Il memorandum del DOJ serve a garantire l’immunità ai militari statunitensi coinvolti, ma il rischio legale si sposta sul piano internazionale. Esperti avvertono che se gli attacchi venissero visti come uccisioni illegali di civili (una posizione già presa dall’Alto Commissario delle Nazioni Unite per i diritti umani), i singoli militari potrebbero essere perseguiti all’estero.
Come ha dichiarato alla PBS il tenente colonnello Frank Rosenblatt (in pensione), presidente del National Institute of Military Justice: “Se un militare fa affidamento sull’immunità [del DOJ], ciò non significa che un altro stato non possa perseguirlo… Se ci sono accuse di aver commesso crimini atroci, allora altri paesi… potrebbero invocare la propria giurisdizione universale e portarli davanti ai tribunali nazionali di un altro paese”.
Domande e risposte
Gli Stati Uniti stanno per invadere il Venezuela? È molto improbabile. Sebbene la forza navale sia imponente (300.000 tonnellate, un record), le forze di terra (una Marine Expeditionary Unit da 2.200 uomini) sono palesemente insufficienti. L’invasione di Panama nel 1989 richiese 20.000 soldati. L’assetto attuale è più adatto a “operazioni limitate”, come attacchi missilistici (Tomahawk) o raid di forze speciali, piuttosto che a un’occupazione su larga scala di un paese delle dimensioni del Venezuela.

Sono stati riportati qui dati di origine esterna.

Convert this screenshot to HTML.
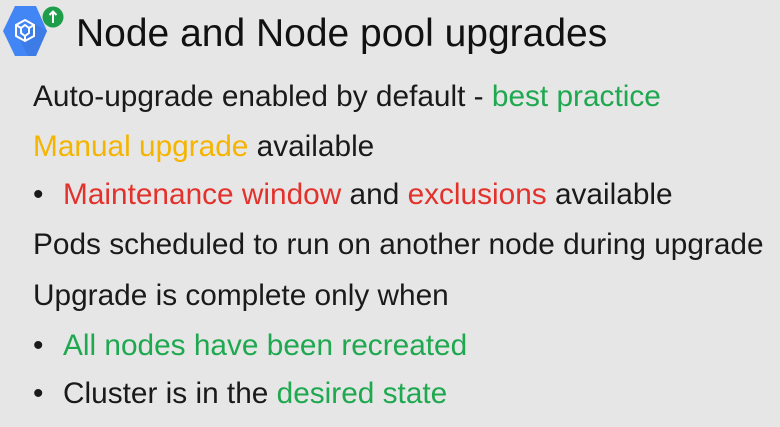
<!DOCTYPE html>
<html><head><style>
body{margin:0;width:780px;height:427px;background:#e6e6e6;font-family:"Liberation Sans",Arial,sans-serif;color:#1a1a1a;position:relative;overflow:hidden}
.t{position:absolute;white-space:nowrap;font-size:29.8px;line-height:30px}
.g{color:#1ea84f}.o{color:#f5b400}.r{color:#e3312b}
.title{position:absolute;left:76px;top:12px;font-size:39px;line-height:44px;color:#111;white-space:nowrap}
.b{display:inline-block;width:30px}
</style></head><body>
<svg style="position:absolute;left:0;top:0" width="70" height="60" viewBox="0 0 70 60">
<polygon points="15,6 36,6 47,31 36,56 15,56 3,31" fill="#4285f4"/>
<polygon points="32,22 47,31 36,56 28,56 20,40" fill="#3a75dc" opacity=".6"/>
<g fill="none" stroke="#fff" stroke-width="2">
<polygon points="25,20 34,25 34,36 25,41 16,36 16,25"/>
<polygon points="25,25 29,28 29,33 25,36 21,33 21,28"/>
<path d="M21,28 L16,25 M29,28 L34,25 M25,36 L25,41"/>
</g>
<circle cx="53" cy="17" r="10.5" fill="#1e9e4a"/>
<path d="M53,23 V12 M49.5,15 L53,11.5 L56.5,15" stroke="#fff" stroke-width="2" fill="none"/>
</svg>
<div class="title">Node and Node pool upgrades</div>
<div class="t" style="left:33px;top:82px">Auto-upgrade enabled by default - <span class="g">best practice</span></div>
<div class="t" style="left:33px;top:132px"><span class="o">Manual upgrade</span> available</div>
<div class="t" style="left:33px;top:180px"><span class="b">•</span><span class="r">Maintenance window</span> and <span class="r">exclusions</span> available</div>
<div class="t" style="left:33px;top:230px">Pods scheduled to run on another node during upgrade</div>
<div class="t" style="left:33px;top:281px">Upgrade is complete only when</div>
<div class="t" style="left:33px;top:331px"><span class="b">•</span><span class="g">All nodes have been recreated</span></div>
<div class="t" style="left:33px;top:379px"><span class="b">•</span>Cluster is in the <span class="g">desired state</span></div>
</body></html>
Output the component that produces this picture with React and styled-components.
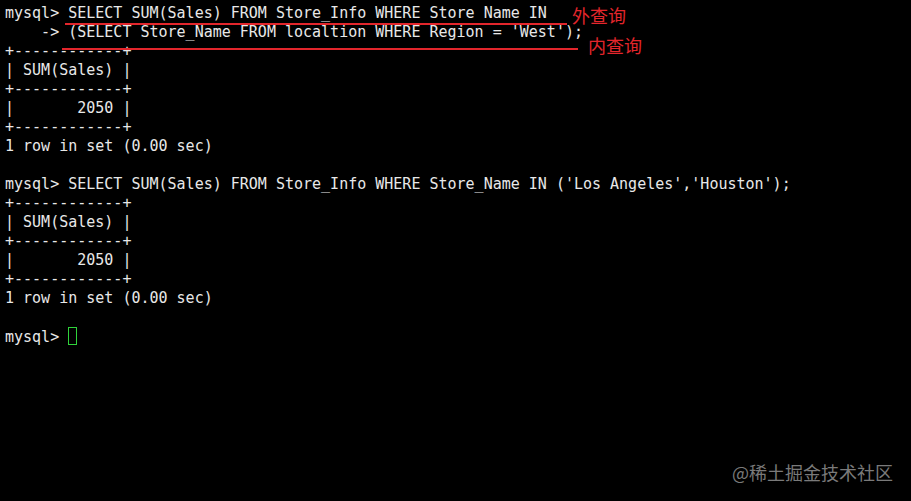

Perché gli USA attaccano i barchini, definendo il fentanyl “arma chimica”? Si tratta di una giustificazione legale molto controversa. L’amministrazione la usa per autorizzare attacchi letali contro i presunti trafficanti, aggirando le normali procedure. Tuttavia, questa tesi è debole: la Guardia Costiera USA non ha mai trovato fentanyl su barche nei Caraibi (solo cocaina); la maggioranza del fentanyl entra via terra dal Messico. L’ONU ha già definito questi attacchi “uccisioni illegali”, sollevando dubbi sulla reale motivazione dell’operazione.
I soldati americani che partecipano a questi raid rischiano qualcosa? Sì, sul piano internazionale. Il Dipartimento di Giustizia USA può offrire immunità legale interna, ma questa non ha valore all’estero. Esperti di diritto militare avvertono che se questi attacchi sono visti come crimini (uccisioni extragiudiziali di civili), i singoli militari potrebbero essere arrestati e processati in altri paesi, anche anni dopo, in base al principio della “giurisdizione universale”.